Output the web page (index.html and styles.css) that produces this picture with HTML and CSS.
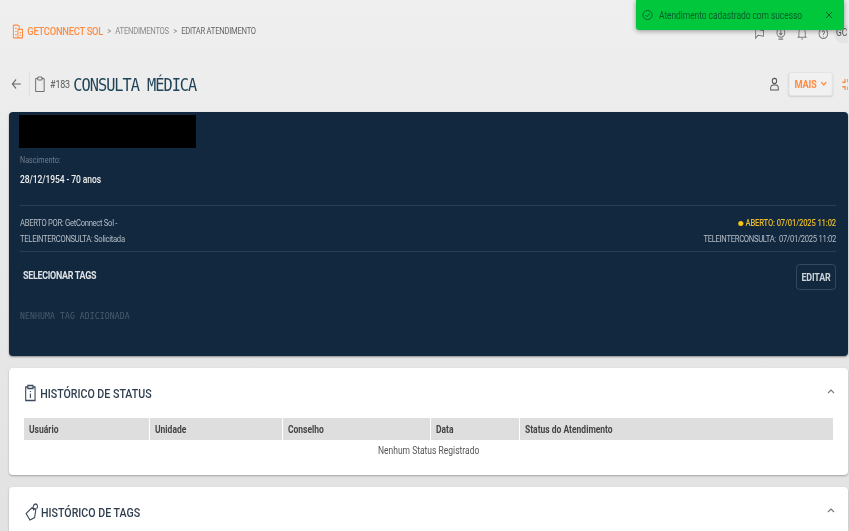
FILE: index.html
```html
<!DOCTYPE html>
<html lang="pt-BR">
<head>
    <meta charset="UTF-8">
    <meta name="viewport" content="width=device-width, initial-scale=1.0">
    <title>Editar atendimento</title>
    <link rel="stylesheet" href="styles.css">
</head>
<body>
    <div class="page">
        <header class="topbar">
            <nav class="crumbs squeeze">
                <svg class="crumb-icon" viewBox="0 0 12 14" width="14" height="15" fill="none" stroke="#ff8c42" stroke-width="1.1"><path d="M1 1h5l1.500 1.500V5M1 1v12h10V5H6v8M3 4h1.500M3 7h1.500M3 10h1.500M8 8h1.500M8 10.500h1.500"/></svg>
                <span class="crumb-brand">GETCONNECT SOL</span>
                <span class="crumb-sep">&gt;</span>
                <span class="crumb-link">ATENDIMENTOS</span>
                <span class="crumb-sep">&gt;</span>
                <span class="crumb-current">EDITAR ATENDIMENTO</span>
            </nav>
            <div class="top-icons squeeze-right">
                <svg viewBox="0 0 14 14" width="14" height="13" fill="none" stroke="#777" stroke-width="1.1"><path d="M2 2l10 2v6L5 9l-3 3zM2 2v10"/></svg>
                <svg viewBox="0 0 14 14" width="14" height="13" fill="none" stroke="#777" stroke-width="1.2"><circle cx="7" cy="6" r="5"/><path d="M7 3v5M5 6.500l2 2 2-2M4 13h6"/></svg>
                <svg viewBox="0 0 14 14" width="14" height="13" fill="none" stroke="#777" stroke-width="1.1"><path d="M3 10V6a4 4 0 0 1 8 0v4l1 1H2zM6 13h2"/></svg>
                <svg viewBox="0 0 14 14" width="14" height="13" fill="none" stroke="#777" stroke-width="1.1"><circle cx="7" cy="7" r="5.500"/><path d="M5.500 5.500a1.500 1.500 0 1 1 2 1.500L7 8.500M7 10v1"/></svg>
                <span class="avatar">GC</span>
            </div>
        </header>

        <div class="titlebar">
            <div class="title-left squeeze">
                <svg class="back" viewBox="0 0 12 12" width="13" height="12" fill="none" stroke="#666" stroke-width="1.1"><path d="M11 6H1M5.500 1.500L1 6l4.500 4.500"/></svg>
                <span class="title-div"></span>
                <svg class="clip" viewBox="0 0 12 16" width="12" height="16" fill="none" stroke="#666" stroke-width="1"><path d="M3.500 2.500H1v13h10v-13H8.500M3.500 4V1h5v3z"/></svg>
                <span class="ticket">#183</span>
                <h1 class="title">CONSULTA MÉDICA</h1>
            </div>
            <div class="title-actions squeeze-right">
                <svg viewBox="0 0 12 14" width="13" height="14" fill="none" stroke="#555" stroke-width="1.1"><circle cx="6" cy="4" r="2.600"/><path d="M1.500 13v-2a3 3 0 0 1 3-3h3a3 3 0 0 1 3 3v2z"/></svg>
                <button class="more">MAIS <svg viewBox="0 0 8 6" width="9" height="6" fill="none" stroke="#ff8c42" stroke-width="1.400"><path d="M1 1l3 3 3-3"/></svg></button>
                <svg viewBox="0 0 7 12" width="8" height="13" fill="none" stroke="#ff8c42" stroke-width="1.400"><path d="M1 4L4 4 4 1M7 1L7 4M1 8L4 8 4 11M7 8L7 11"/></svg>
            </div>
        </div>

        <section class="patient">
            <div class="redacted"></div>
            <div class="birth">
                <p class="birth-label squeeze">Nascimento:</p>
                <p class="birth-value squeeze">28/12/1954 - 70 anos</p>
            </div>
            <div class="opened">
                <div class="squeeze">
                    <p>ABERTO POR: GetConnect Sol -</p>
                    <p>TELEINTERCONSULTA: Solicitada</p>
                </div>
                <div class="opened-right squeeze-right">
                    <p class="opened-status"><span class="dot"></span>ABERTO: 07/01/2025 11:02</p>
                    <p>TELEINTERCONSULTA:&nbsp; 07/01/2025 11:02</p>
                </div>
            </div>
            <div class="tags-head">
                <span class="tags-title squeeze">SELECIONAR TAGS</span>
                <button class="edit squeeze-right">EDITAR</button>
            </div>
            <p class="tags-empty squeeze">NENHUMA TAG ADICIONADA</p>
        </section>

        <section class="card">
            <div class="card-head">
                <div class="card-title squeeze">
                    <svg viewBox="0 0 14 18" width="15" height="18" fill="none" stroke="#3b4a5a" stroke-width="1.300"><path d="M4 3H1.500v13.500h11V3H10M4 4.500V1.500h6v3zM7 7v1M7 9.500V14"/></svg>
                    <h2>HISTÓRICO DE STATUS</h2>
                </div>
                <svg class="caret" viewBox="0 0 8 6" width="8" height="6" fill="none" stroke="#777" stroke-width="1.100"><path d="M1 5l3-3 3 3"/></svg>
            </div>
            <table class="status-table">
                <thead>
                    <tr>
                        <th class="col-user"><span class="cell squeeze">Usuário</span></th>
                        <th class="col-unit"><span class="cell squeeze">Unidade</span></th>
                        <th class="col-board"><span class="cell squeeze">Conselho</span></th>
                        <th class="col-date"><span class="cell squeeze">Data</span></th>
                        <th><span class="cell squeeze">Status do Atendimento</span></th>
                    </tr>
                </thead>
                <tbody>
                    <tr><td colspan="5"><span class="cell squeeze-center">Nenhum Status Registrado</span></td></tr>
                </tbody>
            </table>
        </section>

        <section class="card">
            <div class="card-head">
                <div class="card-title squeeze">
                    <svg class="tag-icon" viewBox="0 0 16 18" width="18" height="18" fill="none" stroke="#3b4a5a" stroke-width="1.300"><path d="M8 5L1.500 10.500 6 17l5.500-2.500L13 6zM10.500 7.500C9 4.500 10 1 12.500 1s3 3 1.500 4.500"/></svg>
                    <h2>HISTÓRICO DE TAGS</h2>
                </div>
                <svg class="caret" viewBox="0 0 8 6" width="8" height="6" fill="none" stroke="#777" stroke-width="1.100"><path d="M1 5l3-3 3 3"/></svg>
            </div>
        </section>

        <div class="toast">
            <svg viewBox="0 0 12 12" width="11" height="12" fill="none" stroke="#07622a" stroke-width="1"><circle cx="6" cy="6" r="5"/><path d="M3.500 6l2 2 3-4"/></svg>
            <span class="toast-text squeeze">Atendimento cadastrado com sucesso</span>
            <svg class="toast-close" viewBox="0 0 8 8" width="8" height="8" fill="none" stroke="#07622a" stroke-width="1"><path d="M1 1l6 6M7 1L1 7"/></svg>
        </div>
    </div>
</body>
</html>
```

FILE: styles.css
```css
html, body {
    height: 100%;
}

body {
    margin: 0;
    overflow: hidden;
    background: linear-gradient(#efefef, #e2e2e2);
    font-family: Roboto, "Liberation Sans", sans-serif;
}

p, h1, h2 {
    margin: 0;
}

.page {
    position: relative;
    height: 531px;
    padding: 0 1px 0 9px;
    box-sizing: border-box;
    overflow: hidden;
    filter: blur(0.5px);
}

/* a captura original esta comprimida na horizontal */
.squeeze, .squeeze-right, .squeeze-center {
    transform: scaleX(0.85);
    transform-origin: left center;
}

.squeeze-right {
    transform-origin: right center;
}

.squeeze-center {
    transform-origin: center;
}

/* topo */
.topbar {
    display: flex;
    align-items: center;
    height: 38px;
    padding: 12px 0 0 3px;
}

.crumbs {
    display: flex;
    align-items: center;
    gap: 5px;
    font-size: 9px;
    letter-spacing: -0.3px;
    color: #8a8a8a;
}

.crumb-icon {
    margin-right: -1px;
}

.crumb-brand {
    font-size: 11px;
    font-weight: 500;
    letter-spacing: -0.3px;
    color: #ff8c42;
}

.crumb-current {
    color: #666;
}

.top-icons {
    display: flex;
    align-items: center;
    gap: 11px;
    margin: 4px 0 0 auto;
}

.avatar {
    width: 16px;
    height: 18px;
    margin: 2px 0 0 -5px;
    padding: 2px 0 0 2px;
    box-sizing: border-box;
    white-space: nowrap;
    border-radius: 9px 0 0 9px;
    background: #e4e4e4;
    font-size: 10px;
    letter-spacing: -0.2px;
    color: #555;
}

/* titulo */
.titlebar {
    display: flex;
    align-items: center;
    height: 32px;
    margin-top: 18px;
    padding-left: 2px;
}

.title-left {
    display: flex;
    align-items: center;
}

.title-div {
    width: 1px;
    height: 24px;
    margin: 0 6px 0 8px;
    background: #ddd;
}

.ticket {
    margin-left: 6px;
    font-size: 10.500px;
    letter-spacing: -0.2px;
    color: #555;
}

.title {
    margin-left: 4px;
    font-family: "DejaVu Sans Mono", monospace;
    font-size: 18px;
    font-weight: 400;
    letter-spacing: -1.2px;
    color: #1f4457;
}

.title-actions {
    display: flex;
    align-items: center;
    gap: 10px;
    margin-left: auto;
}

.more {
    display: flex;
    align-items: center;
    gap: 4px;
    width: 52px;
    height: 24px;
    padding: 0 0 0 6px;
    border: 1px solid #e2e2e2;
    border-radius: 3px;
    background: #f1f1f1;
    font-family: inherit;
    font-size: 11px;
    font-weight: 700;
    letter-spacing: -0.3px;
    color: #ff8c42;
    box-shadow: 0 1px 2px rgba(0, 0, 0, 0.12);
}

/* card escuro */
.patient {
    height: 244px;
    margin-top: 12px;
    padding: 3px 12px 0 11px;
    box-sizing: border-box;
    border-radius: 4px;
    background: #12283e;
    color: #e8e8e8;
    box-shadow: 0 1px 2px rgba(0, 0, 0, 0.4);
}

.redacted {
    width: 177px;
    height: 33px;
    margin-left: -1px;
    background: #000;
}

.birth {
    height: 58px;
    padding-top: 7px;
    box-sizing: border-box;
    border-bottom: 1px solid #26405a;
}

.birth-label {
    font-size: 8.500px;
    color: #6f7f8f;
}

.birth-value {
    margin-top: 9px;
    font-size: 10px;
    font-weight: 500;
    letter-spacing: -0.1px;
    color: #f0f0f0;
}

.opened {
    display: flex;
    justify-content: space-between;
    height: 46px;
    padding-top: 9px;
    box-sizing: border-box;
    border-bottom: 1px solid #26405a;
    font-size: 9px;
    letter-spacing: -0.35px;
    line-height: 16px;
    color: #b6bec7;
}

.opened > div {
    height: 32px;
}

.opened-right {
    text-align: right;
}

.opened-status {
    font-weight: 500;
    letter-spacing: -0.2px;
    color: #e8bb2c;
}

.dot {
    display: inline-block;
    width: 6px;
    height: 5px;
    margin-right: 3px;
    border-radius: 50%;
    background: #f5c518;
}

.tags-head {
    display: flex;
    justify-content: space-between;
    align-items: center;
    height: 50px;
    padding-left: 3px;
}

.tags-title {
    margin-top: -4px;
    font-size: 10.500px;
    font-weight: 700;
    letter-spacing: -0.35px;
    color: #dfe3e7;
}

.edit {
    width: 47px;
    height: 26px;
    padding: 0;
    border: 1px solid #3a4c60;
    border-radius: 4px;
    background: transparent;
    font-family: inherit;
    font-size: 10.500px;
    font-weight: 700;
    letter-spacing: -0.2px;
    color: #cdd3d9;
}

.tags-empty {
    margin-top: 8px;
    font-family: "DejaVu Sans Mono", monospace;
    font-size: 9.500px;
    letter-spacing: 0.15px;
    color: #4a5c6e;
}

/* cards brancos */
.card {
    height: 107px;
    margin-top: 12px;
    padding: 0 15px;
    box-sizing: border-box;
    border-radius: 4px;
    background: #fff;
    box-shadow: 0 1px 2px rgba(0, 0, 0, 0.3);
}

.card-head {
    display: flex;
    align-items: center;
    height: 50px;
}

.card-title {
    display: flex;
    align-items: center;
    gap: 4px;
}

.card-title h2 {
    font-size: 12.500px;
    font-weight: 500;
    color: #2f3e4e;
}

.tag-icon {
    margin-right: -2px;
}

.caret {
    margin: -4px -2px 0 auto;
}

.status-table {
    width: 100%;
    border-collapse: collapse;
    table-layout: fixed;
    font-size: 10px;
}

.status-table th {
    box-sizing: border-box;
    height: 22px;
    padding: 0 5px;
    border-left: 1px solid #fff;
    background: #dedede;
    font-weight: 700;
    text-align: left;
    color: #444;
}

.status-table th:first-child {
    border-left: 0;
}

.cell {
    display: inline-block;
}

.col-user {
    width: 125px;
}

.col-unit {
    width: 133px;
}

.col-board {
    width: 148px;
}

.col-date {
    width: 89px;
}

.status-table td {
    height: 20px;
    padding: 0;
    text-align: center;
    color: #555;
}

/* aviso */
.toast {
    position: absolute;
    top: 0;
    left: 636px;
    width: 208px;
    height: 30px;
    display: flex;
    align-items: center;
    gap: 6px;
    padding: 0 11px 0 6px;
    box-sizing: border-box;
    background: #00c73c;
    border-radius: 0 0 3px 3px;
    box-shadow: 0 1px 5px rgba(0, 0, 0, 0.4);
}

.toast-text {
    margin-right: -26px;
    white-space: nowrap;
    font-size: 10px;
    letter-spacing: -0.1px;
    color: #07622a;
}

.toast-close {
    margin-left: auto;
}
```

+ + + +

| To be done |
All lines holding the word "index" should be picked out and copied.

| Written response |
Output the web page (index.html and styles.css) that produces this picture with HTML and CSS.
FILE: index.html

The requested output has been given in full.